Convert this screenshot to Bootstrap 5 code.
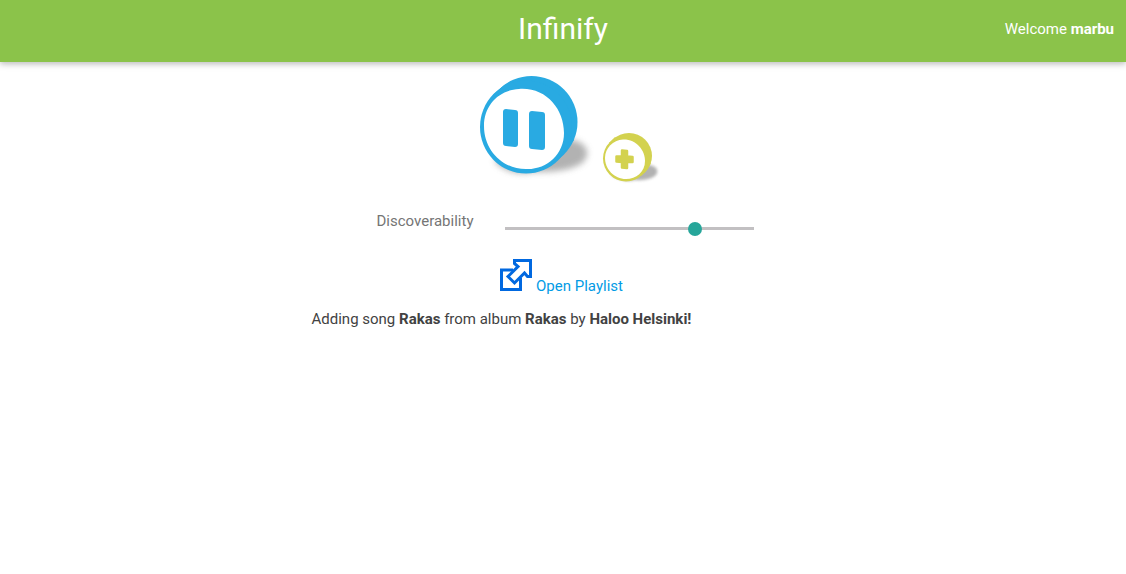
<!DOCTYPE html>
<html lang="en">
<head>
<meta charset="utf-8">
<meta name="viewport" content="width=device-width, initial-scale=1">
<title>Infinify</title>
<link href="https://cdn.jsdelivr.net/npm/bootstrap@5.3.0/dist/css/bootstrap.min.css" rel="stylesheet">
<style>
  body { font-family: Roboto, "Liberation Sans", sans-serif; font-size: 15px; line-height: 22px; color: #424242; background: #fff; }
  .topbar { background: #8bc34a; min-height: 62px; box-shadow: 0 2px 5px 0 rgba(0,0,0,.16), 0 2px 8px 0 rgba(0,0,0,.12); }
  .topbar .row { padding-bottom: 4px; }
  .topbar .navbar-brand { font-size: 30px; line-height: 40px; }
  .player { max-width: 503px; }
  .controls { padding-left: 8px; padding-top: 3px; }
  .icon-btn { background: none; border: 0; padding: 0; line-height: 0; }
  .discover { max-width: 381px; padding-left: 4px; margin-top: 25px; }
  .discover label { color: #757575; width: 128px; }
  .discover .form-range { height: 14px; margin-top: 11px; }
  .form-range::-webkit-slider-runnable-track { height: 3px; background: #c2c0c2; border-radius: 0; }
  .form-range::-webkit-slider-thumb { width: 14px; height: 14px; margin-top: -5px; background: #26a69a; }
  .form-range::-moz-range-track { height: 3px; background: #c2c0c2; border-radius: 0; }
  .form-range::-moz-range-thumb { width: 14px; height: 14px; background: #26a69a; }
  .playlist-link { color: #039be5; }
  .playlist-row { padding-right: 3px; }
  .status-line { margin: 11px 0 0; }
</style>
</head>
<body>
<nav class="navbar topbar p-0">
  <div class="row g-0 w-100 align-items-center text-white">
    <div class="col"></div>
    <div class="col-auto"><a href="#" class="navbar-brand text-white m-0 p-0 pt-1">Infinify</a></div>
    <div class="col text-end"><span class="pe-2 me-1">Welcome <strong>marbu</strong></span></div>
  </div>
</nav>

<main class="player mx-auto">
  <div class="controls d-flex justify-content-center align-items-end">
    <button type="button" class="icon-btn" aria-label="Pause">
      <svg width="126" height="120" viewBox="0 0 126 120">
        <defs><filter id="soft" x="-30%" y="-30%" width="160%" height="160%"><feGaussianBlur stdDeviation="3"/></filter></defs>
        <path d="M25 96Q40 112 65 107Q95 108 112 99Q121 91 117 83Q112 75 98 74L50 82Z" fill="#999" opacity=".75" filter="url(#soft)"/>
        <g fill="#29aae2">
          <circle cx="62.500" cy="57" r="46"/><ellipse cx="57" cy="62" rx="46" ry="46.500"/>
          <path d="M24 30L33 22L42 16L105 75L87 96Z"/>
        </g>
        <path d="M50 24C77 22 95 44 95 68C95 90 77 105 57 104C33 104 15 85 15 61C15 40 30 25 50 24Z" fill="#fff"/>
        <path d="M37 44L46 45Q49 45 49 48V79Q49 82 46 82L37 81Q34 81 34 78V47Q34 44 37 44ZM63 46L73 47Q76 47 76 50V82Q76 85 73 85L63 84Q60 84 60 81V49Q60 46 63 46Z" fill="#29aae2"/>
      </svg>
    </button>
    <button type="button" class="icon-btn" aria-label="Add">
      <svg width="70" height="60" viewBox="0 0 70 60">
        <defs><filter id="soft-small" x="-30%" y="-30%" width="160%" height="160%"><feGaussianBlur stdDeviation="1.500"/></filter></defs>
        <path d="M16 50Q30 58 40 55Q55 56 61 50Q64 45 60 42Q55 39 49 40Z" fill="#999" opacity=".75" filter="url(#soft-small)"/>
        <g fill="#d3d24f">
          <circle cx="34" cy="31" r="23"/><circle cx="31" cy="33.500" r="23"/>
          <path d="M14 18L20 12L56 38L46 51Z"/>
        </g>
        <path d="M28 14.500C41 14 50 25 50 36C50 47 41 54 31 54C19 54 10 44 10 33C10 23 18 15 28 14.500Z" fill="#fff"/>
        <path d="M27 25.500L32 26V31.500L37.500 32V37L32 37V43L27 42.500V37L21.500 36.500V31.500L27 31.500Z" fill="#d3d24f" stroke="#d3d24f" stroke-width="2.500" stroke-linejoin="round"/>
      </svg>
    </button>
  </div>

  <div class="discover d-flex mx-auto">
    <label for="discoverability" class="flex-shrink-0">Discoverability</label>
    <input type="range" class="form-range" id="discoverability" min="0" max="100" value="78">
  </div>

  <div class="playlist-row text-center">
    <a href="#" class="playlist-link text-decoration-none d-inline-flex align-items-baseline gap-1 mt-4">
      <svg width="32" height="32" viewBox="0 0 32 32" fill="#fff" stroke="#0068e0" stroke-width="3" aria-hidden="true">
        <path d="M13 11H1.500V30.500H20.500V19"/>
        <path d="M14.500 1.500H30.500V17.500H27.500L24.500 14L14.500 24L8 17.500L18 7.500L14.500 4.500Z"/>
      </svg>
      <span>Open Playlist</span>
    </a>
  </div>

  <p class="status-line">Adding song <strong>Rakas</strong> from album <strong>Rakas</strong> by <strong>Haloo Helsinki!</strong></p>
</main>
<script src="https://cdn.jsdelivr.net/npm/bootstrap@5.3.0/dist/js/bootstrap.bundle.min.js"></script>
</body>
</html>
========================================
**INSTRUCTION:** Quote the listing above in full, except for the pictures.

**EXERCISE ANSWER:**
Convert this screenshot to Bootstrap 5 code.
<!DOCTYPE html>
<html lang="en">
<head>
<meta charset="utf-8">
<meta name="viewport" content="width=device-width, initial-scale=1">
<title>Infinify</title>
<link href="https://cdn.jsdelivr.net/npm/bootstrap@5.3.0/dist/css/bootstrap.min.css" rel="stylesheet">
<style>
  body { font-family: Roboto, "Liberation Sans", sans-serif; font-size: 15px; line-height: 22px; color: #424242; background: #fff; }
  .topbar { background: #8bc34a; min-height: 62px; box-shadow: 0 2px 5px 0 rgba(0,0,0,.16), 0 2px 8px 0 rgba(0,0,0,.12); }
  .topbar .row { padding-bottom: 4px; }
  .topbar .navbar-brand { font-size: 30px; line-height: 40px; }
  .player { max-width: 503px; }
  .controls { padding-left: 8px; padding-top: 3px; }
  .icon-btn { background: none; border: 0; padding: 0; line-height: 0; }
  .discover { max-width: 381px; padding-left: 4px; margin-top: 25px; }
  .discover label { color: #757575; width: 128px; }
  .discover .form-range { height: 14px; margin-top: 11px; }
  .form-range::-webkit-slider-runnable-track { height: 3px; background: #c2c0c2; border-radius: 0; }
  .form-range::-webkit-slider-thumb { width: 14px; height: 14px; margin-top: -5px; background: #26a69a; }
  .form-range::-moz-range-track { height: 3px; background: #c2c0c2; border-radius: 0; }
  .form-range::-moz-range-thumb { width: 14px; height: 14px; background: #26a69a; }
  .playlist-link { color: #039be5; }
  .playlist-row { padding-right: 3px; }
  .status-line { margin: 11px 0 0; }
</style>
</head>
<body>
<nav class="navbar topbar p-0">
  <div class="row g-0 w-100 align-items-center text-white">
    <div class="col"></div>
    <div class="col-auto"><a href="#" class="navbar-brand text-white m-0 p-0 pt-1">Infinify</a></div>
    <div class="col text-end"><span class="pe-2 me-1">Welcome <strong>marbu</strong></span></div>
  </div>
</nav>

<main class="player mx-auto">
  <div class="controls d-flex justify-content-center align-items-end">
    <button type="button" class="icon-btn" aria-label="Pause">
      <svg width="126" height="120" viewBox="0 0 126 120">
        <defs><filter id="soft" x="-30%" y="-30%" width="160%" height="160%"><feGaussianBlur stdDeviation="3"/></filter></defs>
        <path d="M25 96Q40 112 65 107Q95 108 112 99Q121 91 117 83Q112 75 98 74L50 82Z" fill="#999" opacity=".75" filter="url(#soft)"/>
        <g fill="#29aae2">
          <circle cx="62.500" cy="57" r="46"/><ellipse cx="57" cy="62" rx="46" ry="46.500"/>
          <path d="M24 30L33 22L42 16L105 75L87 96Z"/>
        </g>
        <path d="M50 24C77 22 95 44 95 68C95 90 77 105 57 104C33 104 15 85 15 61C15 40 30 25 50 24Z" fill="#fff"/>
        <path d="M37 44L46 45Q49 45 49 48V79Q49 82 46 82L37 81Q34 81 34 78V47Q34 44 37 44ZM63 46L73 47Q76 47 76 50V82Q76 85 73 85L63 84Q60 84 60 81V49Q60 46 63 46Z" fill="#29aae2"/>
      </svg>
    </button>
    <button type="button" class="icon-btn" aria-label="Add">
      <svg width="70" height="60" viewBox="0 0 70 60">
        <defs><filter id="soft-small" x="-30%" y="-30%" width="160%" height="160%"><feGaussianBlur stdDeviation="1.500"/></filter></defs>
        <path d="M16 50Q30 58 40 55Q55 56 61 50Q64 45 60 42Q55 39 49 40Z" fill="#999" opacity=".75" filter="url(#soft-small)"/>
        <g fill="#d3d24f">
          <circle cx="34" cy="31" r="23"/><circle cx="31" cy="33.500" r="23"/>
          <path d="M14 18L20 12L56 38L46 51Z"/>
        </g>
        <path d="M28 14.500C41 14 50 25 50 36C50 47 41 54 31 54C19 54 10 44 10 33C10 23 18 15 28 14.500Z" fill="#fff"/>
        <path d="M27 25.500L32 26V31.500L37.500 32V37L32 37V43L27 42.500V37L21.500 36.500V31.500L27 31.500Z" fill="#d3d24f" stroke="#d3d24f" stroke-width="2.500" stroke-linejoin="round"/>
      </svg>
    </button>
  </div>

  <div class="discover d-flex mx-auto">
    <label for="discoverability" class="flex-shrink-0">Discoverability</label>
    <input type="range" class="form-range" id="discoverability" min="0" max="100" value="78">
  </div>

  <div class="playlist-row text-center">
    <a href="#" class="playlist-link text-decoration-none d-inline-flex align-items-baseline gap-1 mt-4">
      <svg width="32" height="32" viewBox="0 0 32 32" fill="#fff" stroke="#0068e0" stroke-width="3" aria-hidden="true">
        <path d="M13 11H1.500V30.500H20.500V19"/>
        <path d="M14.500 1.500H30.500V17.500H27.500L24.500 14L14.500 24L8 17.500L18 7.500L14.500 4.500Z"/>
      </svg>
      <span>Open Playlist</span>
    </a>
  </div>

  <p class="status-line">Adding song <strong>Rakas</strong> from album <strong>Rakas</strong> by <strong>Haloo Helsinki!</strong></p>
</main>
<script src="https://cdn.jsdelivr.net/npm/bootstrap@5.3.0/dist/js/bootstrap.bundle.min.js"></script>
</body>
</html>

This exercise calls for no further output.